As a whole the book manages to be several things at once. The letters are a great, even suspenseful read, as they chart the beginning and the end of a friendship, they depict two writers at the height of their powers, with their ideas, preoccupations and insights, and, through them, shed new light on a whole period, on debates within the literary world. It stresses a feeling of community, a shared sense of necessity, of belonging. The optimism, the idealism that Grass stressed in his Treffen in Telgte, it shines through these letters, despite (and even because of) the conflicts.

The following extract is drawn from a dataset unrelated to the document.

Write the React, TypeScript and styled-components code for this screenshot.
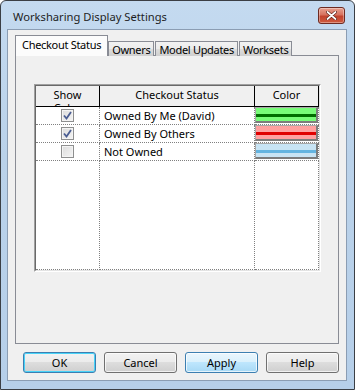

There are many more small gems that cannot all be mentioned here, like Enzensberger’s views of Johnson’s books and texts, which are invariable interesting; the half that contains the letters is short for a letter exchange, especially one that Johnson once joked would extend over two thick volumes, but this also means there is little drag here, as a reader you want to read on, to see how all this works out, and as for the second half, the one that contains the commentary, it is just as readable, but the informative aspect gains more traction here. If you are interested in the period at all, this is a book you shouldn’t miss. Johnson’s letters alone are worth the price of admission, and, unlike his longer exchanges with Unseld or Frisch, they follow, almost, a narrative here. This is, I think, what distinguishes this correspondence from many others: it reads like a well written, well constructed epistolary novel. What more could you want?